> [Data lines]:
┄┄┄┄┄┄
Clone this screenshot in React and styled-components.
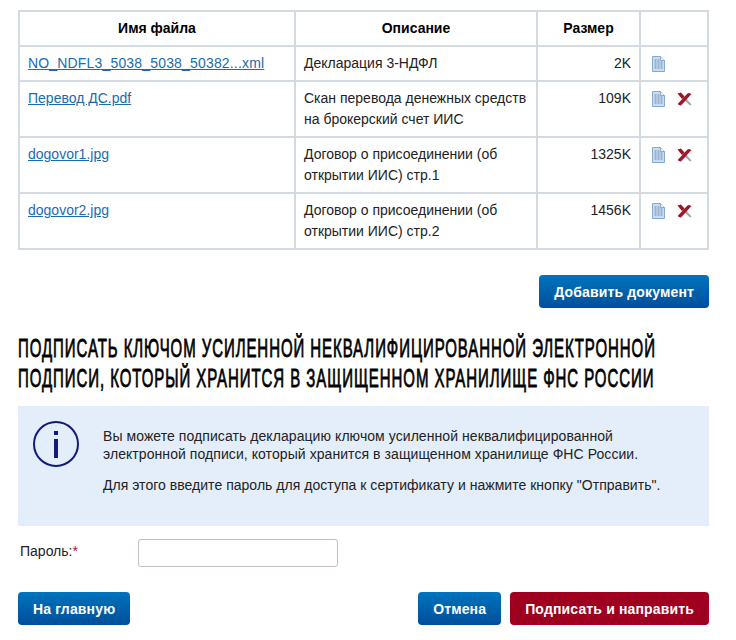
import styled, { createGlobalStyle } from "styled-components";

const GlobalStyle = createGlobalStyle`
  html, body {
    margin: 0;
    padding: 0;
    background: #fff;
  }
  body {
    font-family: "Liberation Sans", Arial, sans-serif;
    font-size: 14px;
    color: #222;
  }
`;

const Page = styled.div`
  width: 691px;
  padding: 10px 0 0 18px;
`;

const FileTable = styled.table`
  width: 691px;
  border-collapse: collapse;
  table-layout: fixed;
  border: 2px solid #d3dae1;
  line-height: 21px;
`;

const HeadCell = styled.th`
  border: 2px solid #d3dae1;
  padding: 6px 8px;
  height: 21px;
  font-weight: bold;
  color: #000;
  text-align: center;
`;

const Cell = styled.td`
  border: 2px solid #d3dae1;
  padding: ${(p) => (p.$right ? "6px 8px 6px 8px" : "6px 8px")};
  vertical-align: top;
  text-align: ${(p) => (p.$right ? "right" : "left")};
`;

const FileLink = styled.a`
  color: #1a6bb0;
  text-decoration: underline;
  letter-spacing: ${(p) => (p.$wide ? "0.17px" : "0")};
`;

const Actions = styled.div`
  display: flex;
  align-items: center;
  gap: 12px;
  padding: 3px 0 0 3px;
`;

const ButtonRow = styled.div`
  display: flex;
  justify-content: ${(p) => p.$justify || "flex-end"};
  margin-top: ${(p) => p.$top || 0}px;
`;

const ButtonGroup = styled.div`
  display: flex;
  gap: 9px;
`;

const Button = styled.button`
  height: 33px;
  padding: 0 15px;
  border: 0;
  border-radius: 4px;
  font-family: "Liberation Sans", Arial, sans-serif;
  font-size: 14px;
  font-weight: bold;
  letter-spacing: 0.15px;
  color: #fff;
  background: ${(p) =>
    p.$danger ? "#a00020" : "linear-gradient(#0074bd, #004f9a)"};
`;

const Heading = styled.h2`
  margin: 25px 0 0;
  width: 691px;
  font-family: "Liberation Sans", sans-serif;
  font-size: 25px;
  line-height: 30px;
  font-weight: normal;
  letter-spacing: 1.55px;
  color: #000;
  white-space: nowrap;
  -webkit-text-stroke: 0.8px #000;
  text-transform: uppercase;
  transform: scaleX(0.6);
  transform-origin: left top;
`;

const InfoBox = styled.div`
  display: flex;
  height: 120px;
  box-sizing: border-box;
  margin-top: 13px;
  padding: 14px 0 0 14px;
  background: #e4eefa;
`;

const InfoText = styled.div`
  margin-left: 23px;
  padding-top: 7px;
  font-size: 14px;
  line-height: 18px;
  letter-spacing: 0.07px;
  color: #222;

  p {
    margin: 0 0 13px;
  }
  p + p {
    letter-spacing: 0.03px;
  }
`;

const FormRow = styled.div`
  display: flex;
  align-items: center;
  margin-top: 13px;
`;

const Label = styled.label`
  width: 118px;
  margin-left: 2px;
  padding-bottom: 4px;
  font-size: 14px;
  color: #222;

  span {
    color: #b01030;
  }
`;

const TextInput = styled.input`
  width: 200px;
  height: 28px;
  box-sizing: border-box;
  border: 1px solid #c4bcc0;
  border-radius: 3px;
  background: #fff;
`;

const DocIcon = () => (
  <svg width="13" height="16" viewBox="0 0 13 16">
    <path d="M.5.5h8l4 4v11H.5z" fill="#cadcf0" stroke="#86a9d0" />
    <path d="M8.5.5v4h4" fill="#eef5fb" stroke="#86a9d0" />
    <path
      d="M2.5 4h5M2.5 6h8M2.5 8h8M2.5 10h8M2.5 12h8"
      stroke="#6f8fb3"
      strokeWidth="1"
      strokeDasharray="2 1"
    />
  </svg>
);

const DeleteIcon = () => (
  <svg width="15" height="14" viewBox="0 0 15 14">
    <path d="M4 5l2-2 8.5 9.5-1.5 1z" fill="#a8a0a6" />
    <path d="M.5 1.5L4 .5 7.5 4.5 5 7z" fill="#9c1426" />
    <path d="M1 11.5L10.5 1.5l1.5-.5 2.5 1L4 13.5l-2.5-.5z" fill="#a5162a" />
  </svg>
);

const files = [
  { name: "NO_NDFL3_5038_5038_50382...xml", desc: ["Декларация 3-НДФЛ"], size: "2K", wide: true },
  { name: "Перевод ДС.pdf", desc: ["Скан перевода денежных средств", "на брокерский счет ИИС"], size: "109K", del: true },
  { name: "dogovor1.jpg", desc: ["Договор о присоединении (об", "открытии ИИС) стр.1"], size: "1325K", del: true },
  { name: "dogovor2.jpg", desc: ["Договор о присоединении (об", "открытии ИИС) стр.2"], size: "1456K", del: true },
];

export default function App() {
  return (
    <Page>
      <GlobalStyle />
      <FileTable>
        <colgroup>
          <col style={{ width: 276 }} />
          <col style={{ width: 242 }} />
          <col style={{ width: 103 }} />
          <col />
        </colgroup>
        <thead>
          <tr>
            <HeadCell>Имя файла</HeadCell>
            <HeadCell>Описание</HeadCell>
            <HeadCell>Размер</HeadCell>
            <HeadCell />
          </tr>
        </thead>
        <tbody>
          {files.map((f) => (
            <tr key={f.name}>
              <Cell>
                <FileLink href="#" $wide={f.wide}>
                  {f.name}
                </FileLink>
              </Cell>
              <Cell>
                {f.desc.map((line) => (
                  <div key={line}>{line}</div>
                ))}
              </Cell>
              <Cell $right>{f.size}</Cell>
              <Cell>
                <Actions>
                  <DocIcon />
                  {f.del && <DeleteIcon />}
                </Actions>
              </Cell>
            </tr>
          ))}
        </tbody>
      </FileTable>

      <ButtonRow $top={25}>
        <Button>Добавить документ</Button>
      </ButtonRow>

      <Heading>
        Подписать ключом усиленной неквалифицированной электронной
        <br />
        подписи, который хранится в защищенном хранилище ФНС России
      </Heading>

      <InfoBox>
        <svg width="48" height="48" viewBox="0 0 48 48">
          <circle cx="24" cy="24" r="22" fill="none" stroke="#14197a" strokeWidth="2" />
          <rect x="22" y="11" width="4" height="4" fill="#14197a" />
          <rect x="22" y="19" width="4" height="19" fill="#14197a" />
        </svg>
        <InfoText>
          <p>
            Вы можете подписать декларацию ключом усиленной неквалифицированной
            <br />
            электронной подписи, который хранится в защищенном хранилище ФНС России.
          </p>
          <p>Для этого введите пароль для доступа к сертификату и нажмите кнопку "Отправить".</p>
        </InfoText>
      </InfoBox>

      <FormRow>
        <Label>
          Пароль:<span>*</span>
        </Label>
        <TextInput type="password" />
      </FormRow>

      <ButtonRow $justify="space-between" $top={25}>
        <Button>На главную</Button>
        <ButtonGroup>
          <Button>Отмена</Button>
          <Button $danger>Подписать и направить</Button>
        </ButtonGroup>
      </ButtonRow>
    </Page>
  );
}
┄┄┄┄┄┄
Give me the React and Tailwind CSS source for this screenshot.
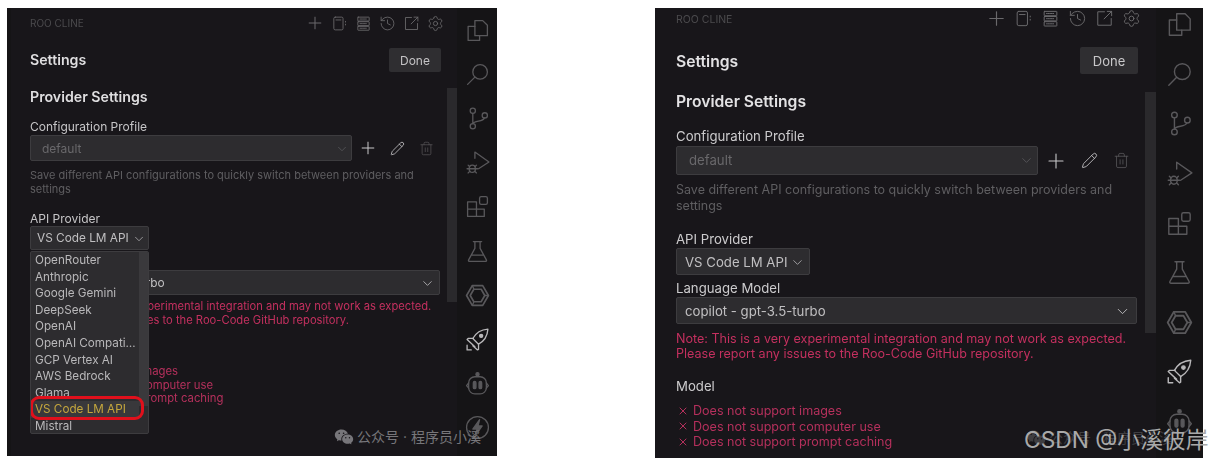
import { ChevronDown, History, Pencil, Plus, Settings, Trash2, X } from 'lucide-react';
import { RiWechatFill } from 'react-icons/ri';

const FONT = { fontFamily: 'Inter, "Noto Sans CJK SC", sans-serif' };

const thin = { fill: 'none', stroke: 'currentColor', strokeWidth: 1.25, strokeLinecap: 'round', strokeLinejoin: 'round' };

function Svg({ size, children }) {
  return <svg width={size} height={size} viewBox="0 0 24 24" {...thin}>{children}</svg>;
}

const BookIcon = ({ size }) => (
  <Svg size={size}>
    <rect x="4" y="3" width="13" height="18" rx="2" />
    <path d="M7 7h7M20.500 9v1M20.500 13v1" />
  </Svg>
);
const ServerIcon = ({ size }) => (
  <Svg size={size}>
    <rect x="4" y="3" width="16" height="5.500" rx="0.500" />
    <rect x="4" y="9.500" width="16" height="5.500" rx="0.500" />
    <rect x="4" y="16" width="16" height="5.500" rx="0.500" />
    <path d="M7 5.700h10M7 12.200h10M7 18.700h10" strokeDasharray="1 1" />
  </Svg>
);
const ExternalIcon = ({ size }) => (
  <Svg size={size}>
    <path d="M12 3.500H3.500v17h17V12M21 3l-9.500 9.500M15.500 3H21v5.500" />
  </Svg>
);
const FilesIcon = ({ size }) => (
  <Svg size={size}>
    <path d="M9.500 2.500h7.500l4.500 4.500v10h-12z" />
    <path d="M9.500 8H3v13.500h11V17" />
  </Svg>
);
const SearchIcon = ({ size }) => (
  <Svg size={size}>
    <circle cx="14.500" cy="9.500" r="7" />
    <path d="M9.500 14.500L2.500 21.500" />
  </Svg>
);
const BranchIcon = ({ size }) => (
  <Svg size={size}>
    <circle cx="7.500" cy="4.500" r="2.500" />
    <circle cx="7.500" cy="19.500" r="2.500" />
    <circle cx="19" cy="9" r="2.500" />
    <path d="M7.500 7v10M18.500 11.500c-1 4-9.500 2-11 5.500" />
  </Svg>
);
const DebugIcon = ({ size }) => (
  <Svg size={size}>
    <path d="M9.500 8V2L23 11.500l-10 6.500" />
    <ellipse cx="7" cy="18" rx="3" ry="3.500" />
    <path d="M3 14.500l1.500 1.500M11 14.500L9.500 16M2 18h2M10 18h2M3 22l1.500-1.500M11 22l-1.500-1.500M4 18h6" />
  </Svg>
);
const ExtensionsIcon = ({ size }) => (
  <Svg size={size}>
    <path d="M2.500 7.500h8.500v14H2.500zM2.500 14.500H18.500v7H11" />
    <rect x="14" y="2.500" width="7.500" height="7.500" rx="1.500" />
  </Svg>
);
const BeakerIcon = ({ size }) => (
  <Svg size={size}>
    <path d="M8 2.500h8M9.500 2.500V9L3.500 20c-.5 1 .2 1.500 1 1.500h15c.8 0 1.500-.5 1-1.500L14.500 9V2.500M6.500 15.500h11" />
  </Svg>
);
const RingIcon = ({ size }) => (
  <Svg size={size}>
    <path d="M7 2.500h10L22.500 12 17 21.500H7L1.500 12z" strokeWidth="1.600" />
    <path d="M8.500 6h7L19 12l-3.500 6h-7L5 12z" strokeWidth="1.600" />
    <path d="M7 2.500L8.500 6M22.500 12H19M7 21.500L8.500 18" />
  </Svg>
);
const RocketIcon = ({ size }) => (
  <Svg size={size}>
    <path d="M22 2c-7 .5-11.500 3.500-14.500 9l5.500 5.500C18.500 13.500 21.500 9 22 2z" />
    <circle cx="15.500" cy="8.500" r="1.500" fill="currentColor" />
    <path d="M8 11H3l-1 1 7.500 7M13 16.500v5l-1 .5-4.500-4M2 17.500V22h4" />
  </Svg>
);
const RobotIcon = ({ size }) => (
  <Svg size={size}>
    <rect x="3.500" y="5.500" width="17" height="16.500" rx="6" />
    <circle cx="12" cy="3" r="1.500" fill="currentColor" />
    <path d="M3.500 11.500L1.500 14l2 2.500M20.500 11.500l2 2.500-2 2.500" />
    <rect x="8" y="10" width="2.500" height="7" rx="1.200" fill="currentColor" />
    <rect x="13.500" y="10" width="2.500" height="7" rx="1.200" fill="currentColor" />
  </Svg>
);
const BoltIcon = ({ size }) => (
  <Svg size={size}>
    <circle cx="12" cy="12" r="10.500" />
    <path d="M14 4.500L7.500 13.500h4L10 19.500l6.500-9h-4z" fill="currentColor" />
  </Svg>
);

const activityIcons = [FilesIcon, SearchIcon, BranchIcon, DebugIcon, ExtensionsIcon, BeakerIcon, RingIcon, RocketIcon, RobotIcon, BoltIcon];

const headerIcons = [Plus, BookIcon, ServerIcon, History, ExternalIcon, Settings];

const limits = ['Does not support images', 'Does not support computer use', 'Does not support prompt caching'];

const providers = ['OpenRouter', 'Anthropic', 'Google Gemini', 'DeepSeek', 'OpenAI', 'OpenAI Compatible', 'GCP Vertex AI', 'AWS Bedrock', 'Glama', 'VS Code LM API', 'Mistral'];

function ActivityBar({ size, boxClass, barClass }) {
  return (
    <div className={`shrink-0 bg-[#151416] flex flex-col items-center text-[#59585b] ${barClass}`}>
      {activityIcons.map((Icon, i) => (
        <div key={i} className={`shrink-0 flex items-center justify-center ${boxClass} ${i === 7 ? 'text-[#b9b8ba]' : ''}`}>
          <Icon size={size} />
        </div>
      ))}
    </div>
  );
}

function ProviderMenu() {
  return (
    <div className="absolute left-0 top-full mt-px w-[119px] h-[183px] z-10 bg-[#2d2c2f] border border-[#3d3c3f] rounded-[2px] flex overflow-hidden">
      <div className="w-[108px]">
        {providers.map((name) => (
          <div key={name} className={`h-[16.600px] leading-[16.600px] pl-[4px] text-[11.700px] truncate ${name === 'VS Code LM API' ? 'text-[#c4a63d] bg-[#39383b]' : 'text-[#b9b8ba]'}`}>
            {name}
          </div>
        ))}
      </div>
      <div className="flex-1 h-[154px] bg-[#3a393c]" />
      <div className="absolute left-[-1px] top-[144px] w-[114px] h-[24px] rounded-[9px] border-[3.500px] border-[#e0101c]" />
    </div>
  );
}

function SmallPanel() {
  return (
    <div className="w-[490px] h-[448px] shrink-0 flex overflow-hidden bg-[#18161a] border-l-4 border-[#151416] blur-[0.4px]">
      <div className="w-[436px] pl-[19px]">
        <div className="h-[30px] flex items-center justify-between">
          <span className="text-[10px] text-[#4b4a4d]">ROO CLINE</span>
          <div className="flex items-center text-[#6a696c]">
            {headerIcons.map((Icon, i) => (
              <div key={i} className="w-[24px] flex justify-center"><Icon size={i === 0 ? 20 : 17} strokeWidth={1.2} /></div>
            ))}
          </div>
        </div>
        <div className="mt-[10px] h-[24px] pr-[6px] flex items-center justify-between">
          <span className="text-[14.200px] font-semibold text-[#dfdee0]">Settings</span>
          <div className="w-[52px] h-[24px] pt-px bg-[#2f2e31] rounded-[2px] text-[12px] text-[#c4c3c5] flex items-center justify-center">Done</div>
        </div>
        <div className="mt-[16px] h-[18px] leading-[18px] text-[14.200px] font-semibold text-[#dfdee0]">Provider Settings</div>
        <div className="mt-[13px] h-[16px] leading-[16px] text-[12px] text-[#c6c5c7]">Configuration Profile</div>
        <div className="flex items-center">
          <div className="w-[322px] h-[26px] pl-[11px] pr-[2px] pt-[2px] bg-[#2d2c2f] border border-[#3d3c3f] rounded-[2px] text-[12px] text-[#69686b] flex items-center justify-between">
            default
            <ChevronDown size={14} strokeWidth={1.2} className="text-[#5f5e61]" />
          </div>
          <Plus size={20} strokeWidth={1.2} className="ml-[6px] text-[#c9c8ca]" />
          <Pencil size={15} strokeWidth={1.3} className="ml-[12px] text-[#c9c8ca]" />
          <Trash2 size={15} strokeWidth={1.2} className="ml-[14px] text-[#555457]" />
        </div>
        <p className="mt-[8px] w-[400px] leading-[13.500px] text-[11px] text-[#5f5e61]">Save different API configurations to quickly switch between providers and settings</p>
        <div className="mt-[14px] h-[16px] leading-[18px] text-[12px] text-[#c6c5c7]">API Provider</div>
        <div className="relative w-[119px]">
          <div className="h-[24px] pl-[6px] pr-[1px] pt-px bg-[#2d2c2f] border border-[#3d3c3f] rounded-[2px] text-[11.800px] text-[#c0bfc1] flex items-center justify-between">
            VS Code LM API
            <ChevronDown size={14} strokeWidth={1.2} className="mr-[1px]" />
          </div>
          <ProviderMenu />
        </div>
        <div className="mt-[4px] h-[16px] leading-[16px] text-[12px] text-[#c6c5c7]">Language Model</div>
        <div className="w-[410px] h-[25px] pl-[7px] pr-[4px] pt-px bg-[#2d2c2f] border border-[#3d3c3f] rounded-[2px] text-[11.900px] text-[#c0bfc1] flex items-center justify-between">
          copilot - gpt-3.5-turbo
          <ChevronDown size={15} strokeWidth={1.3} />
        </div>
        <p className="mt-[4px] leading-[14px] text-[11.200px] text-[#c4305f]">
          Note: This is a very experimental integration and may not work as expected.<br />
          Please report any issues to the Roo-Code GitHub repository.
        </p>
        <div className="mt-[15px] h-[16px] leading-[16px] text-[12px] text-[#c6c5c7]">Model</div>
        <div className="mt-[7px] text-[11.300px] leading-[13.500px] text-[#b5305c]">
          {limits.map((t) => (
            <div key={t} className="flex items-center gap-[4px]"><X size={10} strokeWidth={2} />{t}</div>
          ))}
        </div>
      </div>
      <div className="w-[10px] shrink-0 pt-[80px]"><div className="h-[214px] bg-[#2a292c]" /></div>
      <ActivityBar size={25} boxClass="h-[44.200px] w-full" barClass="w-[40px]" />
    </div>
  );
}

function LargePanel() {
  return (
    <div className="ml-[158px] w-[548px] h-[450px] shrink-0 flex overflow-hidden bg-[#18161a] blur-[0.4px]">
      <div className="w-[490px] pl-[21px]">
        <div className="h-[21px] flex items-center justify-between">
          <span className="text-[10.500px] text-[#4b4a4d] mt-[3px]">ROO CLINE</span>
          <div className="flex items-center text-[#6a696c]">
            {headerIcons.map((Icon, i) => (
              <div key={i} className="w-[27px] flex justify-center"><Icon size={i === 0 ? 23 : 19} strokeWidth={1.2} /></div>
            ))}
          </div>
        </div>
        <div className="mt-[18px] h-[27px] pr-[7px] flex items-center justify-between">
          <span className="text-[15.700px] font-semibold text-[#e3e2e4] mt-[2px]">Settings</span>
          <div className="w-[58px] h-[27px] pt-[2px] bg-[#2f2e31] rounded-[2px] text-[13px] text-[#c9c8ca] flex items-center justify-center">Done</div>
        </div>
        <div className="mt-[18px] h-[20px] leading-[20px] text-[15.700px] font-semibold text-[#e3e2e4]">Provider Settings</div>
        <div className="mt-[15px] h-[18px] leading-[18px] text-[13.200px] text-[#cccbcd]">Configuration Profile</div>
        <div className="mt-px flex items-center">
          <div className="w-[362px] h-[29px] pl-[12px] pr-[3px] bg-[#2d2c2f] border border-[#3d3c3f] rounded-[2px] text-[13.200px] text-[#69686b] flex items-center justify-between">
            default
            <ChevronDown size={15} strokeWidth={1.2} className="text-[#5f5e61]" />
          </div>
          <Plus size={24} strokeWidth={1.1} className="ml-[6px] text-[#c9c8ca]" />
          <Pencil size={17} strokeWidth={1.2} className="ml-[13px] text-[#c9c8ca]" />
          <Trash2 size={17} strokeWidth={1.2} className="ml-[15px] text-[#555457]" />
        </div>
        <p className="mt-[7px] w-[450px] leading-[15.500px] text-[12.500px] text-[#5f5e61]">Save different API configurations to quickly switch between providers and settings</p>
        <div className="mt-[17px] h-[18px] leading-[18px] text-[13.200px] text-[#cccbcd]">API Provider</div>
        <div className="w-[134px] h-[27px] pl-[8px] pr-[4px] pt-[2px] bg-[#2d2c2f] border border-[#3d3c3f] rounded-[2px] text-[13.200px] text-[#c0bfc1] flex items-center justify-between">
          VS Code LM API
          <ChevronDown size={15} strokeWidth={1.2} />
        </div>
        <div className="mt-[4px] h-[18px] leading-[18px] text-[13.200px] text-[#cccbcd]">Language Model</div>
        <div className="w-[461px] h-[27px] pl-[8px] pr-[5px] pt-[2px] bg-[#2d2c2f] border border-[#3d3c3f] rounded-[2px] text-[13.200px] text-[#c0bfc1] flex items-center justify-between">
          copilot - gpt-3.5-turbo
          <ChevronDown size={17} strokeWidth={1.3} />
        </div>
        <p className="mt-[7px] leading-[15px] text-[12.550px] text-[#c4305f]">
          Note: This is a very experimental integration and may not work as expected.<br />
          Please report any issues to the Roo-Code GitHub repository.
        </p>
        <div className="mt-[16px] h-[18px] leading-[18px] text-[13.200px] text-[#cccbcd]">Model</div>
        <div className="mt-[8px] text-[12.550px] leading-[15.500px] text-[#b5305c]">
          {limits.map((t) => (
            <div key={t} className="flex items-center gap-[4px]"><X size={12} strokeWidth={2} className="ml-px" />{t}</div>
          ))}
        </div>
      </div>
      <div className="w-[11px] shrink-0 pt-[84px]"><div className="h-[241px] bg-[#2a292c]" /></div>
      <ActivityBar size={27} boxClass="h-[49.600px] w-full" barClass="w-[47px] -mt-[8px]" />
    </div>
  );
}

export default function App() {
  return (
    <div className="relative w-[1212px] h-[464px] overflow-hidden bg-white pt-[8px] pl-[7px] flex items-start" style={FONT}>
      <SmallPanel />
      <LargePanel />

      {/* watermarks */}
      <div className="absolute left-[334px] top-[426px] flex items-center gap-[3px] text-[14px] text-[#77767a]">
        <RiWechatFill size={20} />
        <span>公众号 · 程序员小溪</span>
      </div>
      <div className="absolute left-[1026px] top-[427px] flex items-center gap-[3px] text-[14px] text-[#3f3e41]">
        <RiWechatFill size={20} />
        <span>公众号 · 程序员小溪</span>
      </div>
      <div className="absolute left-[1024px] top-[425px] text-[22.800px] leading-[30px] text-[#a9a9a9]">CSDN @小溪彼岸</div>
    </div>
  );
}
┄┄┄┄┄┄
Copy out each line of the material that holds the word "components".

> [Result for this exercise]:
Clone this screenshot in React and styled-components.
import styled, { createGlobalStyle } from "styled-components";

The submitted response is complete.